▶ [Available data]:
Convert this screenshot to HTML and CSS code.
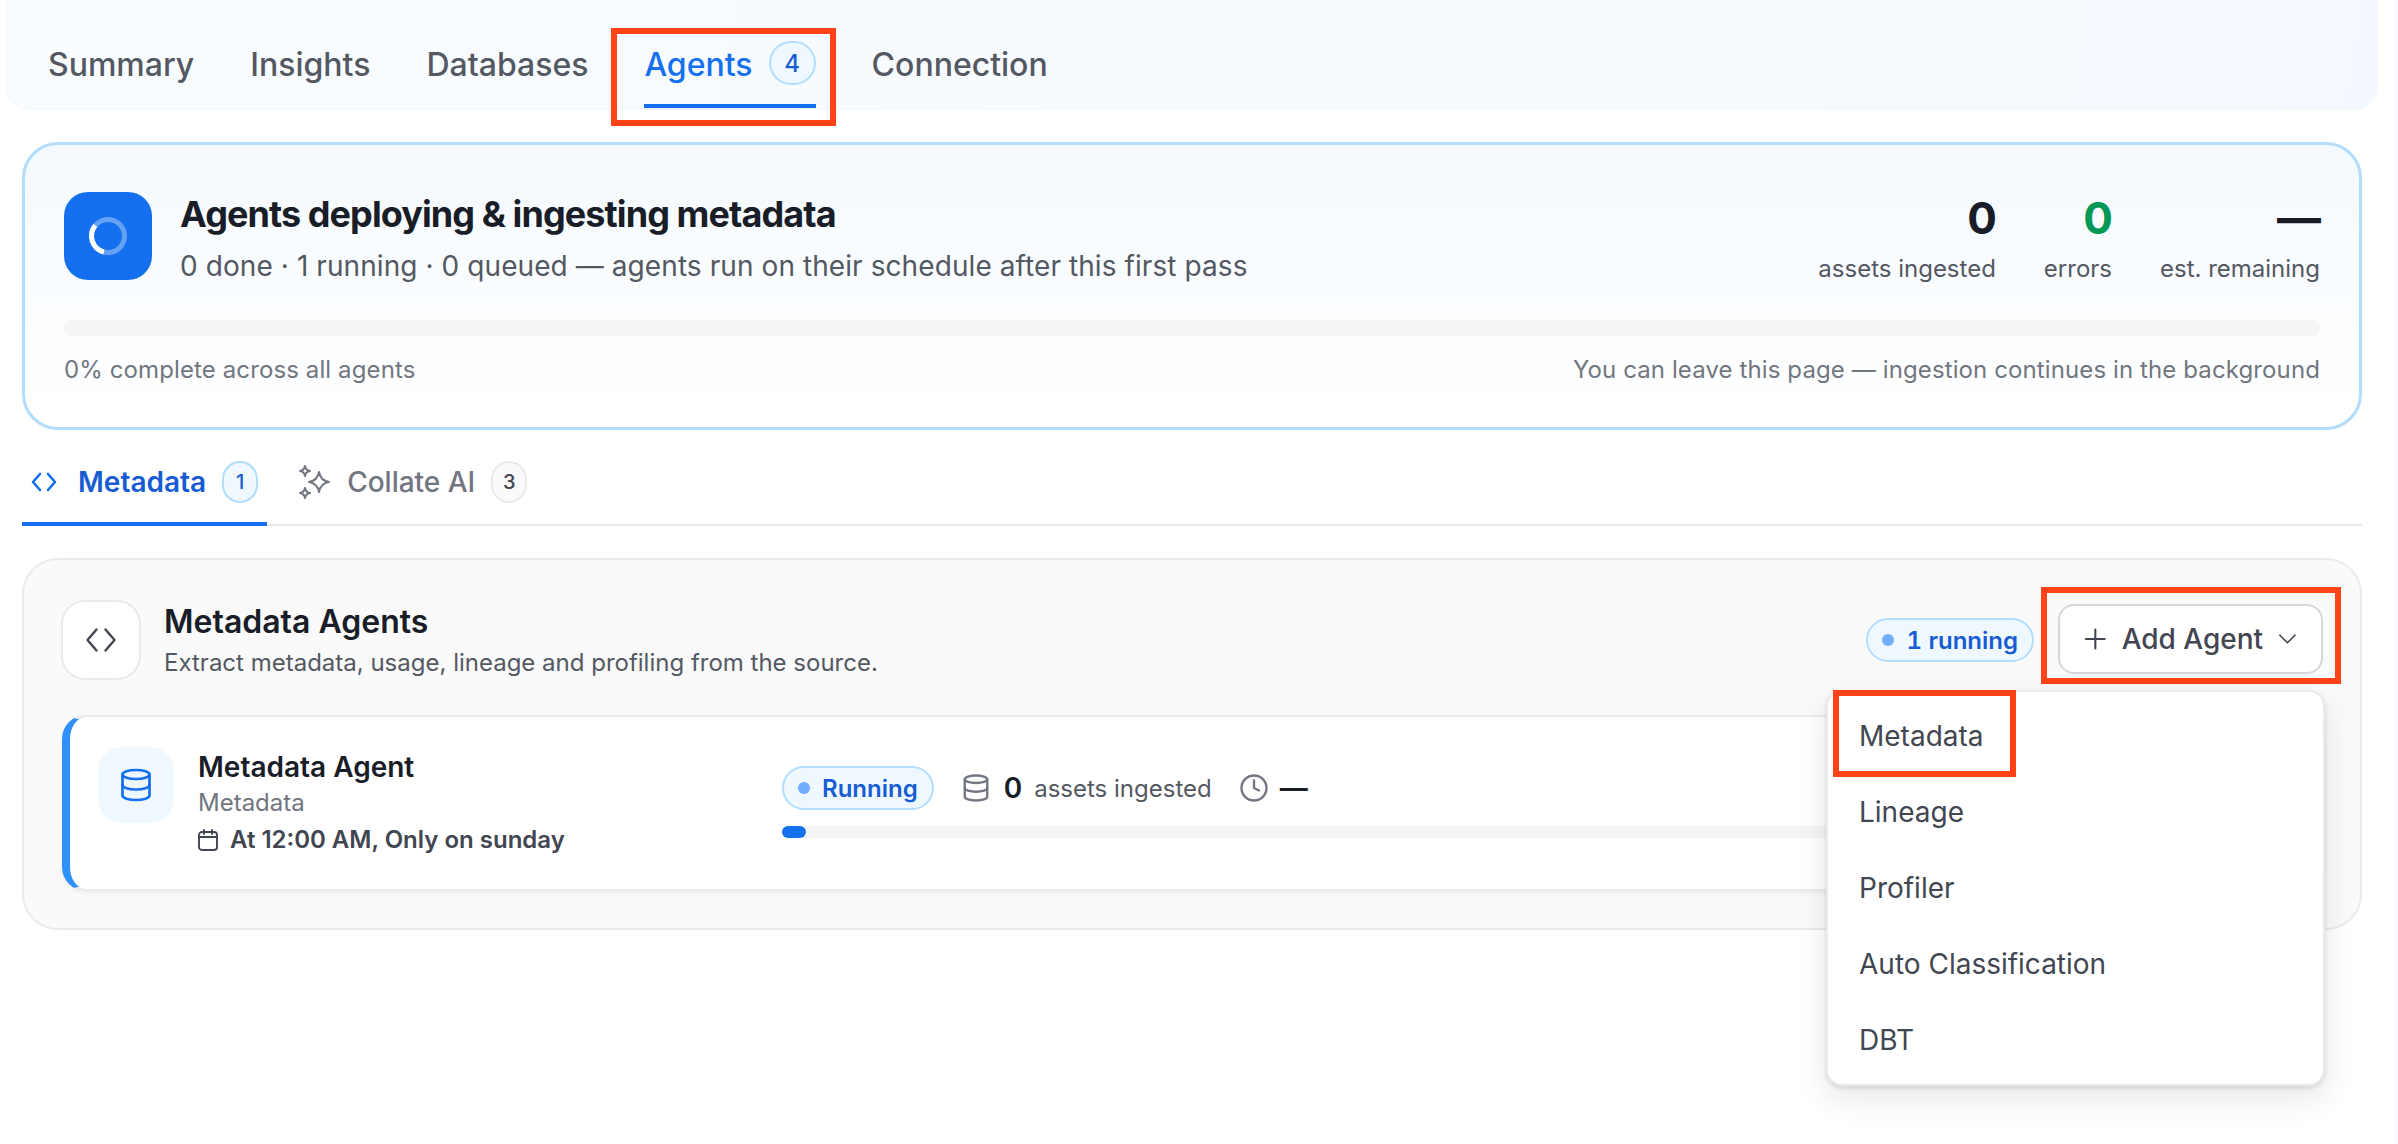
FILE: index.html
```html
<!DOCTYPE html>
<html>
    <head>
        <title>Agents</title>
        <meta charset="UTF-8">
        <link rel="stylesheet" href="styles.css">
    </head>
    <body>
        <nav class="top_tabs">
            <div class="top_tab">Summary</div>
            <div class="top_tab">Insights</div>
            <div class="top_tab">Databases</div>
            <div class="top_tab active">
                Agents <span class="tab_count">4</span>
                <div class="red_box agents_box"></div>
            </div>
            <div class="top_tab">Connection</div>
        </nav>

        <main class="content">
            <section class="hero">
                <div class="hero_head">
                    <div class="hero_icon">
                        <svg width="44" height="44" viewBox="0 0 44 44" fill="none">
                            <circle cx="22" cy="22" r="16.5" stroke="#fff" stroke-opacity="0.35" stroke-width="5"/>
                            <path d="M9.400 11.400A16.500 16.500 0 0 0 17.900 38" stroke="#fff" stroke-width="5"/>
                        </svg>
                    </div>
                    <div class="hero_text">
                        <h1>Agents deploying &amp; ingesting metadata</h1>
                        <p>0 done · 1 running · 0 queued — agents run on their schedule after this first pass</p>
                    </div>
                    <div class="stats">
                        <div class="stat"><b>0</b><span>assets ingested</span></div>
                        <div class="stat"><b class="green">0</b><span>errors</span></div>
                        <div class="stat"><b>—</b><span>est. remaining</span></div>
                    </div>
                </div>
                <div class="hero_bar"></div>
                <div class="hero_foot">
                    <span>0% complete across all agents</span>
                    <span>You can leave this page — ingestion continues in the background</span>
                </div>
            </section>

            <div class="sub_tabs">
                <div class="sub_tab active">
                    <svg class="code_icon" width="26" height="20" viewBox="0 0 26 20" fill="none" stroke="#1570ef" stroke-width="2.6" stroke-linecap="round" stroke-linejoin="round">
                        <path d="M9 2 2 10l7 8"/>
                        <path d="M17 2l7 8-7 8"/>
                    </svg>
                    Metadata <span class="sub_count">1</span>
                </div>
                <div class="sub_tab">
                    <svg width="33" height="34" viewBox="0 0 33 34" fill="none" stroke="#717680" stroke-width="2" stroke-linejoin="round">
                        <path d="M7 1C7.500 4 9 5.500 12 6 9 6.500 7.500 8 7 11 6.500 8 5 6.500 2 6 5 5.500 6.500 4 7 1Z"/>
                        <path d="M21 7C22 13 25 16 31 17 25 18 22 21 21 27 20 21 17 18 11 17 17 16 20 13 21 7Z"/>
                        <path d="M7 23C7.500 26 9 27.500 12 28 9 28.500 7.500 30 7 33 6.500 30 5 28.500 2 28 5 27.500 6.500 26 7 23Z"/>
                    </svg>
                    Collate AI <span class="sub_count grey">3</span>
                </div>
            </div>

            <section class="panel">
                <div class="panel_head">
                    <div class="panel_icon">
                        <svg width="36" height="36" viewBox="0 0 24 24" fill="none" stroke="#414651" stroke-width="1.6" stroke-linecap="round" stroke-linejoin="round">
                            <path d="M9 5 3 12l6 7"/>
                            <path d="M15 5l6 7-6 7"/>
                        </svg>
                    </div>
                    <div class="panel_text">
                        <h2>Metadata Agents</h2>
                        <p>Extract metadata, usage, lineage and profiling from the source.</p>
                    </div>
                    <div class="pill running_pill"><i class="dot"></i>1 running</div>
                    <div class="add_wrap">
                        <button class="add_btn" type="button">
                            <svg width="24" height="24" viewBox="0 0 24 24" fill="none" stroke="#414651" stroke-width="2.2" stroke-linecap="round">
                                <path d="M12 2v20M2 12h20"/>
                            </svg>
                            Add Agent
                            <svg class="caret" width="20" height="20" viewBox="0 0 20 20" fill="none" stroke="#414651" stroke-width="1.8" stroke-linecap="round" stroke-linejoin="round">
                                <path d="M2 6l8 8 8-8"/>
                            </svg>
                        </button>
                        <div class="red_box add_box"></div>
                        <div class="menu">
                            <div class="menu_item">Metadata</div>
                            <div class="menu_item">Lineage</div>
                            <div class="menu_item">Profiler</div>
                            <div class="menu_item">Auto Classification</div>
                            <div class="menu_item">DBT</div>
                            <div class="red_box menu_box"></div>
                        </div>
                    </div>
                </div>

                <div class="agent_card">
                    <div class="agent_icon">
                        <svg width="36" height="36" viewBox="0 0 24 24" fill="none" stroke="#1570ef" stroke-width="1.8" stroke-linecap="round" stroke-linejoin="round">
                            <ellipse cx="12" cy="5" rx="9" ry="3"/>
                            <path d="M21 5v14c0 1.660-4 3-9 3s-9-1.340-9-3V5"/>
                            <path d="M21 12c0 1.660-4 3-9 3s-9-1.340-9-3"/>
                        </svg>
                    </div>
                    <div class="agent_info">
                        <div class="agent_name">Metadata Agent</div>
                        <div class="agent_type">Metadata</div>
                        <div class="agent_when">
                            <svg width="24" height="24" viewBox="0 0 24 24" fill="none" stroke="#414651" stroke-width="1.9" stroke-linecap="round" stroke-linejoin="round">
                                <rect x="3" y="4" width="18" height="18" rx="3"/>
                                <path d="M8 2v4M16 2v4M3 9h18"/>
                            </svg>
                            At 12:00 AM, Only on sunday
                        </div>
                    </div>
                    <div class="agent_run">
                        <div class="agent_stats">
                            <div class="pill"><i class="dot"></i>Running</div>
                            <svg class="db_grey" width="30" height="30" viewBox="0 0 24 24" fill="none" stroke="#717680" stroke-width="1.9" stroke-linecap="round" stroke-linejoin="round">
                                <ellipse cx="12" cy="5" rx="9" ry="3"/>
                                <path d="M21 5v14c0 1.660-4 3-9 3s-9-1.340-9-3V5"/>
                                <path d="M21 12c0 1.660-4 3-9 3s-9-1.340-9-3"/>
                            </svg>
                            <b class="run_num">0</b>
                            <span class="run_label">assets ingested</span>
                            <svg class="clock" width="30" height="30" viewBox="0 0 24 24" fill="none" stroke="#717680" stroke-width="1.9" stroke-linecap="round" stroke-linejoin="round">
                                <circle cx="12" cy="12" r="10"/>
                                <path d="M12 6v6l4 2"/>
                            </svg>
                            <b class="run_num run_dash">—</b>
                        </div>
                        <div class="run_bar"><div class="run_fill"></div></div>
                    </div>
                </div>
            </section>
        </main>
    </body>
</html>
```

FILE: styles.css
```css
* {
    box-sizing: border-box;
}
body {
    margin: 0;
    height: 1144px;
    overflow: hidden;
    border-right: 4px solid #f8f8ff;
    background-color: #fff;
    font-family: Inter, "Liberation Sans", sans-serif;
    color: #181d27;
}
h1, h2, p {
    margin: 0;
}

/* top tabs */
.top_tabs {
    display: flex;
    gap: 56px;
    height: 110px;
    width: 2372px;
    margin-left: 6px;
    padding-left: 41px;
    border-radius: 0 0 24px 24px;
    border: 1px solid #f3f9fe;
    border-top: 0;
    background: linear-gradient(100deg, #f9fcff, #f3f9fe);
}
.top_tab {
    position: relative;
    display: flex;
    align-items: center;
    gap: 16px;
    height: 108px;
    padding-top: 24px;
    padding-bottom: 4px;
    font-size: 32px;
    font-weight: 500;
    color: #535862;
}
.top_tab.active {
    color: #1570ef;
    border-bottom: 4px solid #1570ef;
    padding-bottom: 0;
}
.tab_count {
    display: flex;
    align-items: center;
    justify-content: center;
    width: 47px;
    height: 44px;
    margin-top: -2px;
    border-radius: 22px;
    border: 2px solid #b2ddff;
    background-color: #eff8ff;
    font-size: 24px;
    color: #175cd3;
}
.red_box {
    position: absolute;
    border: 6px solid #ff4317;
    pointer-events: none;
}
.agents_box {
    left: -33px;
    right: -20px;
    top: 28px;
    height: 98px;
}

/* main */
.content {
    padding: 32px 32px 0 22px;
}
.hero {
    height: 288px;
    padding: 47px 39px 0;
    border: 3px solid #b2ddff;
    border-radius: 36px;
    background: linear-gradient(180deg, #f5faff, #fff);
}
.hero_head {
    display: flex;
    align-items: flex-start;
}
.hero_icon {
    display: flex;
    align-items: center;
    justify-content: center;
    width: 88px;
    height: 88px;
    border-radius: 24px;
    background-color: #1570ef;
}
.hero_text {
    flex: 1;
    margin-left: 28px;
}
.hero_text h1 {
    font-size: 36px;
    line-height: 44px;
    font-weight: 700;
    letter-spacing: -0.92px;
}
.hero_text p {
    margin-top: 12px;
    font-size: 28px;
    line-height: 36px;
    letter-spacing: 0.08px;
    color: #535862;
}
.stats {
    display: flex;
    gap: 48px;
}
.stat {
    display: flex;
    flex-direction: column;
    align-items: flex-end;
}
.stat b {
    margin-right: -1px;
    font-size: 44px;
    line-height: 52px;
    font-weight: 700;
}
.stat .green {
    color: #039855;
}
.stat span {
    margin-top: 9px;
    font-size: 24px;
    line-height: 32px;
    color: #535862;
}
.hero_bar {
    height: 16px;
    margin-top: 35px;
    border-radius: 8px;
    background-color: #f5f5f5;
}
.hero_foot {
    display: flex;
    justify-content: space-between;
    margin-top: 18px;
    font-size: 24px;
    line-height: 32px;
    letter-spacing: 0.11px;
    color: #717680;
}

/* metadata / collate tabs */
.sub_tabs {
    display: flex;
    height: 96px;
    border-bottom: 2px solid #e9eaeb;
}
.sub_tab {
    display: flex;
    align-items: center;
    height: 96px;
    padding: 12px 9px 0;
    gap: 16px;
    border-bottom: 4px solid transparent;
    font-size: 28px;
    font-weight: 500;
    color: #717680;
}
.sub_tab.active {
    font-weight: 600;
    color: #175cd3;
    border-bottom-color: #1570ef;
    margin-right: 22px;
}
.code_icon {
    margin-right: 5px;
}
.sub_count {
    display: flex;
    align-items: center;
    justify-content: center;
    width: 36px;
    height: 42px;
    border-radius: 21px;
    border: 2px solid #b2ddff;
    background-color: #eff8ff;
    font-size: 20px;
    font-weight: 500;
    color: #175cd3;
}
.sub_count.grey {
    border-color: #e9eaeb;
    background-color: #fafafa;
    color: #414651;
}

/* panel */
.panel {
    height: 372px;
    margin-top: 32px;
    padding: 40px 37px 0;
    border: 2px solid #e9eaeb;
    border-radius: 36px;
    background-color: #fafafa;
}
.panel_head {
    display: flex;
    align-items: center;
    height: 80px;
}
.panel_icon {
    display: flex;
    align-items: center;
    justify-content: center;
    width: 80px;
    height: 80px;
    border-radius: 24px;
    border: 2px solid #e9eaeb;
    background-color: #fff;
}
.panel_text {
    flex: 1;
    margin-left: 23px;
}
.panel_text h2 {
    font-size: 32px;
    line-height: 40px;
    font-weight: 600;
}
.panel_text p {
    margin-top: 5px;
    font-size: 24px;
    line-height: 32px;
    color: #535862;
}
.pill {
    display: flex;
    align-items: center;
    gap: 12px;
    height: 44px;
    padding: 0 14px;
    border-radius: 22px;
    border: 2px solid #b2ddff;
    background-color: #eff8ff;
    font-size: 24px;
    font-weight: 600;
    font-variant-numeric: tabular-nums;
    color: #175cd3;
}
.dot {
    width: 12px;
    height: 12px;
    border-radius: 50%;
    background-color: #70adff;
}
.add_wrap {
    position: relative;
    margin-left: 24px;
    margin-top: -2px;
}
.add_btn {
    display: flex;
    align-items: center;
    gap: 15px;
    width: 265px;
    height: 70px;
    padding: 0 24px;
    border-radius: 16px;
    border: 2px solid #d5d7da;
    background-color: #fff;
    font-family: inherit;
    font-size: 28px;
    font-weight: 500;
    white-space: nowrap;
    color: #414651;
}
.add_box {
    left: -17px;
    right: -18px;
    top: -17px;
    height: 97px;
}
.menu {
    position: absolute;
    z-index: 2;
    top: 86px;
    right: -2px;
    width: 499px;
    height: 396px;
    padding: 6px 31px;
    border-radius: 16px;
    border: 2px solid #e9eaeb;
    background-color: #fff;
    box-shadow: 0 12px 32px rgba(10, 13, 18, 0.1), 0 2px 4px rgba(10, 13, 18, 0.12);
}
.menu_item {
    height: 76px;
    line-height: 76px;
    font-size: 28px;
    color: #414651;
}
.menu_box {
    left: 5px;
    top: -2px;
    width: 183px;
    height: 87px;
}

/* agent card */
.agent_card {
    display: flex;
    height: 176px;
    margin-top: 35px;
    margin-left: 1px;
    padding: 30px 0 0 28px;
    border: 2px solid #e9eaeb;
    border-left: 8px solid #2e90fa;
    border-radius: 24px;
    background-color: #fff;
    box-shadow: 0 2px 4px rgba(10, 13, 18, 0.06);
}
.agent_icon {
    display: flex;
    align-items: center;
    justify-content: center;
    width: 76px;
    height: 76px;
    border-radius: 24px;
    background-color: #eff8ff;
}
.agent_info {
    width: 584px;
    margin-left: 24px;
    margin-top: 2px;
}
.agent_name {
    font-size: 28px;
    line-height: 36px;
    font-weight: 600;
}
.agent_type {
    font-size: 24px;
    line-height: 36px;
    color: #717680;
}
.agent_when {
    display: flex;
    align-items: center;
    gap: 10px;
    font-size: 24px;
    line-height: 38px;
    font-weight: 600;
    color: #414651;
}
.agent_when svg {
    margin-left: -2px;
}
.agent_run {
    flex: 1;
    margin-top: 19px;
    margin-right: 30px;
}
.agent_stats {
    display: flex;
    align-items: center;
}
.db_grey {
    margin-left: 27px;
}
.run_num {
    margin-left: 13px;
    font-size: 28px;
    font-weight: 600;
}
.run_dash {
    margin-left: 11px;
}
.run_label {
    margin-left: 12px;
    font-size: 24px;
    color: #535862;
}
.clock {
    margin-left: 27px;
}
.run_bar {
    height: 12px;
    margin-top: 16px;
    border-radius: 6px;
    background-color: #f5f5f5;
}
.run_fill {
    width: 24px;
    height: 12px;
    border-radius: 6px;
    background-color: #1570ef;
}
```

▶ [Given request]: State how many lines of the listing above hold the word "this", with nothing but the number.

▶ [Output]: 3